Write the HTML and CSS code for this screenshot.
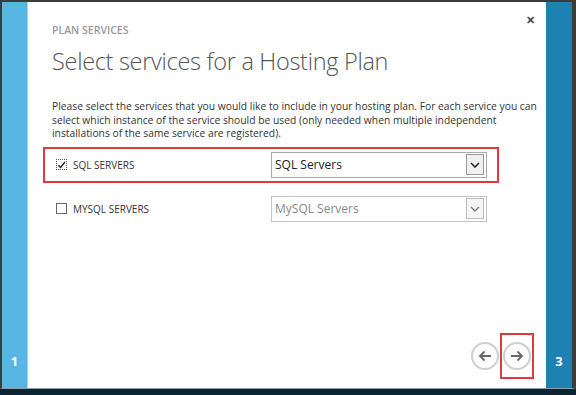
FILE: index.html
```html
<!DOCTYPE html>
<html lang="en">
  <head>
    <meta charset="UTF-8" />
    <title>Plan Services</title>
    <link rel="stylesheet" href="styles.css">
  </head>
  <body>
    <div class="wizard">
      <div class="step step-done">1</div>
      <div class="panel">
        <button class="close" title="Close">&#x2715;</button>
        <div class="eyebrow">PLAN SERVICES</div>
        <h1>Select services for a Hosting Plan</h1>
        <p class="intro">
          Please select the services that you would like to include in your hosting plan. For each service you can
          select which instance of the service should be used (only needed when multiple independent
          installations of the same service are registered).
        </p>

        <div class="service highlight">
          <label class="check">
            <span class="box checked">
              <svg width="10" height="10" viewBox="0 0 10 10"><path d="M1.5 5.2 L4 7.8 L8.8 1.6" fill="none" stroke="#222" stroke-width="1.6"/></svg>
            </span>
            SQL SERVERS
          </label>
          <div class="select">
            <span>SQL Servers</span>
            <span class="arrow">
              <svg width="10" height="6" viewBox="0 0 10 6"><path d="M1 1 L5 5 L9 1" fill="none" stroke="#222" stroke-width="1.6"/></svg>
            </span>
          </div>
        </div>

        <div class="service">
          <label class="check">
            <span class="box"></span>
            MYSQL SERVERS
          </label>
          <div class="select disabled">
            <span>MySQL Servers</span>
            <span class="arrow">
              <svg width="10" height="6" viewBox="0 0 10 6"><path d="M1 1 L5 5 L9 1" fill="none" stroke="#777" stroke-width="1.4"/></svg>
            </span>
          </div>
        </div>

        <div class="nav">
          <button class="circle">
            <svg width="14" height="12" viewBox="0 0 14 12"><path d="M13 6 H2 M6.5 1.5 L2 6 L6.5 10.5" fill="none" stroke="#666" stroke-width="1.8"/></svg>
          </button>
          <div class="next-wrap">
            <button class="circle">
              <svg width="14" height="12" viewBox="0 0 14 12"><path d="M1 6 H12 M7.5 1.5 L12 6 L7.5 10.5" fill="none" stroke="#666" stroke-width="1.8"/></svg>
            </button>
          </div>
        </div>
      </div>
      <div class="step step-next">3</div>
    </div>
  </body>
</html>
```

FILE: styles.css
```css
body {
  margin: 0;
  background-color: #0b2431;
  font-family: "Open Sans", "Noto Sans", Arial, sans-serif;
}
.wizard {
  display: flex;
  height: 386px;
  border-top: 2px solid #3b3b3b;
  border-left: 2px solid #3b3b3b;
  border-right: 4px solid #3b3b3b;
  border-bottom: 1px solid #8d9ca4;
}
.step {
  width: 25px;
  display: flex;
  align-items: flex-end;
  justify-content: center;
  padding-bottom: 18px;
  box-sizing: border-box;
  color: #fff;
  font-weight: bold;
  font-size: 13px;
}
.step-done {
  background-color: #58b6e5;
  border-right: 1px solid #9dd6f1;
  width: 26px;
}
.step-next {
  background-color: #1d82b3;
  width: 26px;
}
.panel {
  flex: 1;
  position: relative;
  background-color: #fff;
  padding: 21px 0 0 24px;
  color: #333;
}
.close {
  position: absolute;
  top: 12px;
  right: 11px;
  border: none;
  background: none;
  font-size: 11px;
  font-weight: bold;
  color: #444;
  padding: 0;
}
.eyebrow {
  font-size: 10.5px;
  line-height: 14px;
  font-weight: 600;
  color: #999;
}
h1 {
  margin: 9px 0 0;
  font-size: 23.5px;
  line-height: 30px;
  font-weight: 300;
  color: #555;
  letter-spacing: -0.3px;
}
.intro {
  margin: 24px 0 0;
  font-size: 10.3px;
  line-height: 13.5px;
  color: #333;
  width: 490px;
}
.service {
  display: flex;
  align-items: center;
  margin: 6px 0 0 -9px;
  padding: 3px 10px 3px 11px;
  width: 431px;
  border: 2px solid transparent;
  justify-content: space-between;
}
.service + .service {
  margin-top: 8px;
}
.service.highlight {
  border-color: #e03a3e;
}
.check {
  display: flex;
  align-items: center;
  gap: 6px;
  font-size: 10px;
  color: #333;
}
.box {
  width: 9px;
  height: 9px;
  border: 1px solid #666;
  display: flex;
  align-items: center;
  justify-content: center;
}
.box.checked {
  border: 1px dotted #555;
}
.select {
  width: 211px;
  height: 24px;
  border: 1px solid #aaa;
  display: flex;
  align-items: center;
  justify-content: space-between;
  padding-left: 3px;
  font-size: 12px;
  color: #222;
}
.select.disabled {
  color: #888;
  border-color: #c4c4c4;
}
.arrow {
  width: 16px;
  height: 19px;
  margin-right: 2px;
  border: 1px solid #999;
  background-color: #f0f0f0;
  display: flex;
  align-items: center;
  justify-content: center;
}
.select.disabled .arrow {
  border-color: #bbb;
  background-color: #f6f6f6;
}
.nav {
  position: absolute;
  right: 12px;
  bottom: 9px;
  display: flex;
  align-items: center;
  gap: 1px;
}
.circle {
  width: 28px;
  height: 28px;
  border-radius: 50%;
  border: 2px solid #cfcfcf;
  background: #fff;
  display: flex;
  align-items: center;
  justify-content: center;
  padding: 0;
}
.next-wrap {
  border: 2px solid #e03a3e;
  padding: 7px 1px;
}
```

------------------------------------------------------------------------

» **Exercise prompt**
All of the lines above should be printed exactly, minus the pictures.

» **Correct answer**
Write the HTML and CSS code for this screenshot.
FILE: index.html
```html
<!DOCTYPE html>
<html lang="en">
  <head>
    <meta charset="UTF-8" />
    <title>Plan Services</title>
    <link rel="stylesheet" href="styles.css">
  </head>
  <body>
    <div class="wizard">
      <div class="step step-done">1</div>
      <div class="panel">
        <button class="close" title="Close">&#x2715;</button>
        <div class="eyebrow">PLAN SERVICES</div>
        <h1>Select services for a Hosting Plan</h1>
        <p class="intro">
          Please select the services that you would like to include in your hosting plan. For each service you can
          select which instance of the service should be used (only needed when multiple independent
          installations of the same service are registered).
        </p>

        <div class="service highlight">
          <label class="check">
            <span class="box checked">
              <svg width="10" height="10" viewBox="0 0 10 10"><path d="M1.5 5.2 L4 7.8 L8.8 1.6" fill="none" stroke="#222" stroke-width="1.6"/></svg>
            </span>
            SQL SERVERS
          </label>
          <div class="select">
            <span>SQL Servers</span>
            <span class="arrow">
              <svg width="10" height="6" viewBox="0 0 10 6"><path d="M1 1 L5 5 L9 1" fill="none" stroke="#222" stroke-width="1.6"/></svg>
            </span>
          </div>
        </div>

        <div class="service">
          <label class="check">
            <span class="box"></span>
            MYSQL SERVERS
          </label>
          <div class="select disabled">
            <span>MySQL Servers</span>
            <span class="arrow">
              <svg width="10" height="6" viewBox="0 0 10 6"><path d="M1 1 L5 5 L9 1" fill="none" stroke="#777" stroke-width="1.4"/></svg>
            </span>
          </div>
        </div>

        <div class="nav">
          <button class="circle">
            <svg width="14" height="12" viewBox="0 0 14 12"><path d="M13 6 H2 M6.5 1.5 L2 6 L6.5 10.5" fill="none" stroke="#666" stroke-width="1.8"/></svg>
          </button>
          <div class="next-wrap">
            <button class="circle">
              <svg width="14" height="12" viewBox="0 0 14 12"><path d="M1 6 H12 M7.5 1.5 L12 6 L7.5 10.5" fill="none" stroke="#666" stroke-width="1.8"/></svg>
            </button>
          </div>
        </div>
      </div>
      <div class="step step-next">3</div>
    </div>
  </body>
</html>
```

FILE: styles.css
```css
body {
  margin: 0;
  background-color: #0b2431;
  font-family: "Open Sans", "Noto Sans", Arial, sans-serif;
}
.wizard {
  display: flex;
  height: 386px;
  border-top: 2px solid #3b3b3b;
  border-left: 2px solid #3b3b3b;
  border-right: 4px solid #3b3b3b;
  border-bottom: 1px solid #8d9ca4;
}
.step {
  width: 25px;
  display: flex;
  align-items: flex-end;
  justify-content: center;
  padding-bottom: 18px;
  box-sizing: border-box;
  color: #fff;
  font-weight: bold;
  font-size: 13px;
}
.step-done {
  background-color: #58b6e5;
  border-right: 1px solid #9dd6f1;
  width: 26px;
}
.step-next {
  background-color: #1d82b3;
  width: 26px;
}
.panel {
  flex: 1;
  position: relative;
  background-color: #fff;
  padding: 21px 0 0 24px;
  color: #333;
}
.close {
  position: absolute;
  top: 12px;
  right: 11px;
  border: none;
  background: none;
  font-size: 11px;
  font-weight: bold;
  color: #444;
  padding: 0;
}
.eyebrow {
  font-size: 10.5px;
  line-height: 14px;
  font-weight: 600;
  color: #999;
}
h1 {
  margin: 9px 0 0;
  font-size: 23.5px;
  line-height: 30px;
  font-weight: 300;
  color: #555;
  letter-spacing: -0.3px;
}
.intro {
  margin: 24px 0 0;
  font-size: 10.3px;
  line-height: 13.5px;
  color: #333;
  width: 490px;
}
.service {
  display: flex;
  align-items: center;
  margin: 6px 0 0 -9px;
  padding: 3px 10px 3px 11px;
  width: 431px;
  border: 2px solid transparent;
  justify-content: space-between;
}
.service + .service {
  margin-top: 8px;
}
.service.highlight {
  border-color: #e03a3e;
}
.check {
  display: flex;
  align-items: center;
  gap: 6px;
  font-size: 10px;
  color: #333;
}
.box {
  width: 9px;
  height: 9px;
  border: 1px solid #666;
  display: flex;
  align-items: center;
  justify-content: center;
}
.box.checked {
  border: 1px dotted #555;
}
.select {
  width: 211px;
  height: 24px;
  border: 1px solid #aaa;
  display: flex;
  align-items: center;
  justify-content: space-between;
  padding-left: 3px;
  font-size: 12px;
  color: #222;
}
.select.disabled {
  color: #888;
  border-color: #c4c4c4;
}
.arrow {
  width: 16px;
  height: 19px;
  margin-right: 2px;
  border: 1px solid #999;
  background-color: #f0f0f0;
  display: flex;
  align-items: center;
  justify-content: center;
}
.select.disabled .arrow {
  border-color: #bbb;
  background-color: #f6f6f6;
}
.nav {
  position: absolute;
  right: 12px;
  bottom: 9px;
  display: flex;
  align-items: center;
  gap: 1px;
}
.circle {
  width: 28px;
  height: 28px;
  border-radius: 50%;
  border: 2px solid #cfcfcf;
  background: #fff;
  display: flex;
  align-items: center;
  justify-content: center;
  padding: 0;
}
.next-wrap {
  border: 2px solid #e03a3e;
  padding: 7px 1px;
}
```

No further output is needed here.